After doing this, we see something like the image above. Notice that
there are two Layout
bars before the green paint bar. Because our JS
performs a write and then queries the element's layout/position, we
trigger a forced synchronous layout responsible for the first layout
bar. The final write causes the second layout bar because it
invalidates the previous layout calculation. As a result, the browser
must recalculate the layout before producing a frame.
Profiling the strategy on the right-hand side reveals a subtle difference. Instead of seeing two layout bars before the relevant paint occurs, only one is present. In this example, the forced synchronous layout found in the previous example is eliminated by batching the reads and writes together and executing all reads before any writes. The browser will still need to calculate the layout before it produces a frame, but it only needs to do this once since there aren't any reads that ask it to calculate the layout earlier than it wants. As a result, the browser can render the frame more efficiently.
Layout Thrashing
When the browser performs multiple forced synchronous layouts in the same frame, the harmful effects on performance become particularly noticeable. This inefficiency, known as "layout thrashing", commonly occurs when a read and a write execute inside a loop. We learned earlier that the order of reads and writes matter, but note that even a read followed by a write inside a loop is problematic since another read will occur during the next iteration of the loop, which triggers a forced synchronous layout.
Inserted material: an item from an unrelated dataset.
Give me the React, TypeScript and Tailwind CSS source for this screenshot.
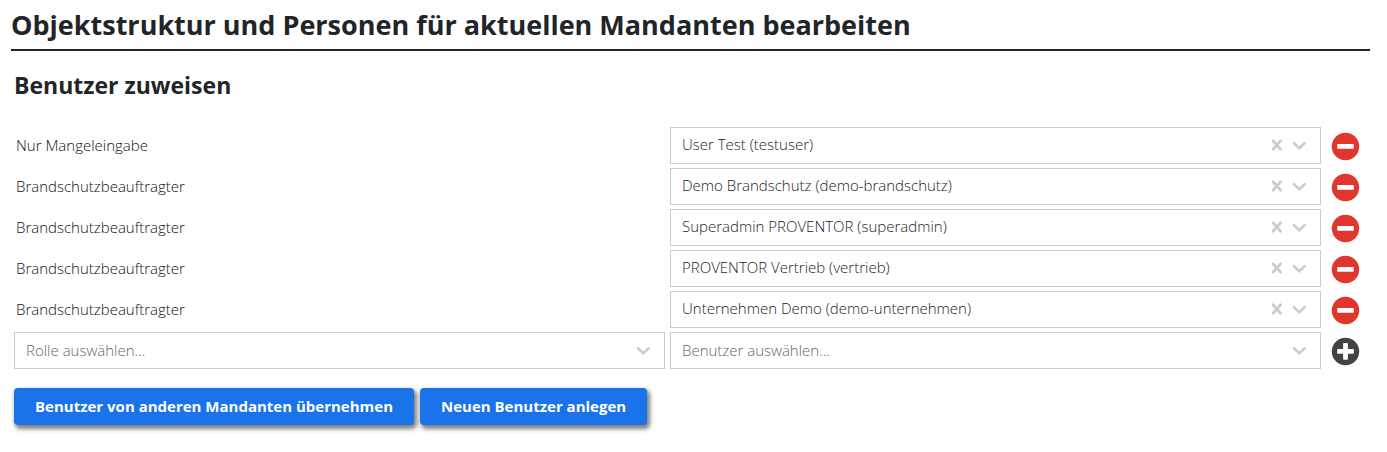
import React, { useState } from 'react';

interface Assignment {
  id: number;
  role: string;
  user: string;
}

const USERS = [
  'User Test (testuser)',
  'Demo Brandschutz (demo-brandschutz)',
  'Superadmin PROVENTOR (superadmin)',
  'PROVENTOR Vertrieb (vertrieb)',
  'Unternehmen Demo (demo-unternehmen)',
];

const ROLES = ['Nur Mangeleingabe', 'Brandschutzbeauftragter'];

const INITIAL: Assignment[] = USERS.map((user, idx) => ({
  id: idx + 1,
  role: idx === 0 ? ROLES[0] : ROLES[1],
  user,
}));

export default function App() {
  const [rows, setRows] = useState<Assignment[]>(INITIAL);
  const [newRole, setNewRole] = useState('');
  const [newUser, setNewUser] = useState('');

  const updateUser = (id: number, user: string) =>
    setRows(rows.map((row) => (row.id === id ? { ...row, user } : row)));

  const removeRow = (id: number) => setRows(rows.filter((row) => row.id !== id));

  const addRow = () => {
    if (!newRole || !newUser) return;
    setRows([...rows, { id: Date.now(), role: newRole, user: newUser }]);
    setNewRole('');
    setNewUser('');
  };

  return (
    <main className="pl-[11px] pr-[17px] pt-1 pb-6 bg-white text-[#212529] font-['Open_Sans',sans-serif] text-[15px] font-light">
      <h1 className="border-b-2 border-[#212529] pb-1 text-[27px] leading-[41px] font-bold">
        Objektstruktur und Personen für aktuellen Mandanten bearbeiten
      </h1>

      <section className="pl-[3px] pr-[5px] pt-[18px]">
        <h2 className="text-[23px] leading-8 font-bold">Benutzer zuweisen</h2>

        <ul className="mt-[26px] flex flex-col gap-1">
          {rows.map((row) => (
            <li key={row.id} className="grid grid-cols-[1fr_1fr_39px] items-center gap-x-[5px]">
              <label htmlFor={`user-${row.id}`} className="pl-[2px] text-[#111111]">{row.role}</label>
              <SelectBox
                id={`user-${row.id}`}
                label={row.role}
                placeholder="Benutzer auswählen..."
                options={USERS}
                value={row.user}
                onChange={(user) => updateUser(row.id, user)}
                clearable
              />
              <ActionButton label="Entfernen" kind="remove" onClick={() => removeRow(row.id)} />
            </li>
          ))}

          {/* New assignment */}
          <li className="grid grid-cols-[1fr_1fr_39px] items-center gap-x-[5px]">
            <SelectBox
              id="new-role"
              label="Rolle"
              placeholder="Rolle auswählen..."
              options={ROLES}
              value={newRole}
              onChange={setNewRole}
            />
            <SelectBox
              id="new-user"
              label="Benutzer"
              placeholder="Benutzer auswählen..."
              options={USERS}
              value={newUser}
              onChange={setNewUser}
            />
            <ActionButton label="Hinzufügen" kind="add" onClick={addRow} />
          </li>
        </ul>

        <div className="mt-[19px] flex flex-wrap gap-[6px]">
          <PrimaryButton>Benutzer von anderen Mandanten übernehmen</PrimaryButton>
          <PrimaryButton>Neuen Benutzer anlegen</PrimaryButton>
        </div>
      </section>
    </main>
  );
}

interface SelectBoxProps {
  id: string;
  label: string;
  placeholder: string;
  options: string[];
  value: string;
  onChange: (value: string) => void;
  clearable?: boolean;
}

const SelectBox: React.FC<SelectBoxProps> = ({ id, label, placeholder, options, value, onChange, clearable }) => (
  <div className="relative">
    <select
      id={id}
      aria-label={label}
      value={value}
      onChange={(e) => onChange(e.target.value)}
      className={`block w-full h-[37px] appearance-none border border-[#cccccc] bg-white pl-[11px] pr-16 outline-none focus:border-[#1a73e8] ${value ? 'pb-[2px] text-[#1c1c1c]' : 'text-[#666666]'}`}
    >
      <option value="" hidden>{placeholder}</option>
      {options.map((option) => (
        <option key={option} value={option}>{option}</option>
      ))}
    </select>
    <div className="pointer-events-none absolute top-0 bottom-[2px] right-[14px] flex items-center gap-2 text-[#cccccc]">
      {clearable && value && (
        <button
          type="button"
          aria-label="Auswahl löschen"
          onClick={() => onChange('')}
          className="pointer-events-auto hover:text-[#999999]"
        >
          <svg width="14" height="14" viewBox="0 0 14 14" fill="none" stroke="currentColor" strokeWidth="2.8" strokeLinecap="round">
            <path d="M3 2.8 L10.6 11.2 M10.6 2.8 L3 11.2" />
          </svg>
        </button>
      )}
      <svg width="15" height="14" viewBox="0 0 15 14" fill="none" stroke="currentColor" strokeWidth="2.6" strokeLinecap="round">
        <path d="M2 5.2 L7.3 10.2 L12.6 5.2" />
      </svg>
    </div>
  </div>
);

const ActionButton: React.FC<{ label: string; kind: 'add' | 'remove'; onClick: () => void }> = ({ label, kind, onClick }) => (
  <button type="button" aria-label={label} onClick={onClick} className="flex items-center justify-center pt-[2px]">
    <svg width="29" height="29" viewBox="0 0 29 29">
      <circle cx="14.5" cy="14.5" r="13.7" fill={kind === 'add' ? '#444242' : '#e0362c'} />
      <rect x="6.2" y="12" width="16.6" height="4.8" rx="0.8" fill="#ffffff" />
      {kind === 'add' && <rect x="12.1" y="6.1" width="4.8" height="16.6" rx="0.8" fill="#ffffff" />}
    </svg>
  </button>
);

const PrimaryButton: React.FC<{ children: React.ReactNode }> = ({ children }) => (
  <button
    type="button"
    className="h-[37px] rounded bg-[#1a73e8] px-[21px] font-bold text-white shadow-[2px_3px_4px_1px_rgba(0,0,0,0.5)] hover:bg-[#1765cc]"
  >
    {children}
  </button>
);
Let's go back to the same demo page as before and profile what layout thrashing looks like by following these steps:
- Click the "Add 1,000 cloned nodes" button to add 1,000 more boxes to the page
- Open the DevTools performance panel
- Click the "Record" button on the performance panel to start profiling
- Click the "Execute" button on the left-hand side
- Click the "Stop" button on the performance panel to stop profiling
You'll notice over a thousand purple bars underneath the yellow click handler bar in the profile. These are all layout calculations! Perhaps more importantly, these calculations cause the click handler to be much slower. In my profile, with a 6x CPU throttle, it takes around 10 seconds for the click handler to complete. During this time, the main thread is blocked, and the user can't perform other actions on the page, such as clicking other buttons.
Now let's profile the strategy on the right-hand side to compare. Refresh the page and perform the same steps as above, but as part of step 4, click the "Execute" button on the right-hand side instead of the left-hand side.
You'll notice that only one layout bar appears before the paint bar in this profile. In addition, the elapsed time between the click and the paint bar is much faster. My profile, with a 6x CPU throttle, takes around 150 ms and is around 65x faster than the previous profile. Note that the total rendering time is still longer than the 50ms budget that the RAIL model recommends for handling user input, but it is a substantial improvement from the previous example. Importantly, the user sees the updated DOM much faster and is able to perform other actions on the page because the main thread isn't blocked for a prolonged time.
As this example illustrates, the treatment for layout thrashing is to avoid writing JavaScript that causes multiple forced synchronous layouts. Preferably, all reads would occur outside the loop, and the loop would only contain writes. If the reads need to stay inside the loop, you can batch the writes together and defer their execution to another frame, like in this example. Either way, we can eliminate the layout thrashing and substantially improve the rendering performance and the user experience.
Conclusion
Now that you have learned how to recognize inefficient animations, forced synchronous layouts, and layout thrashing through performance profiles, the next step is to use this knowledge in the wild. Profile websites in production and see if you can spot any of these inefficiencies. Better yet, diagnose and fix any issues you observe and improve the website's user experience.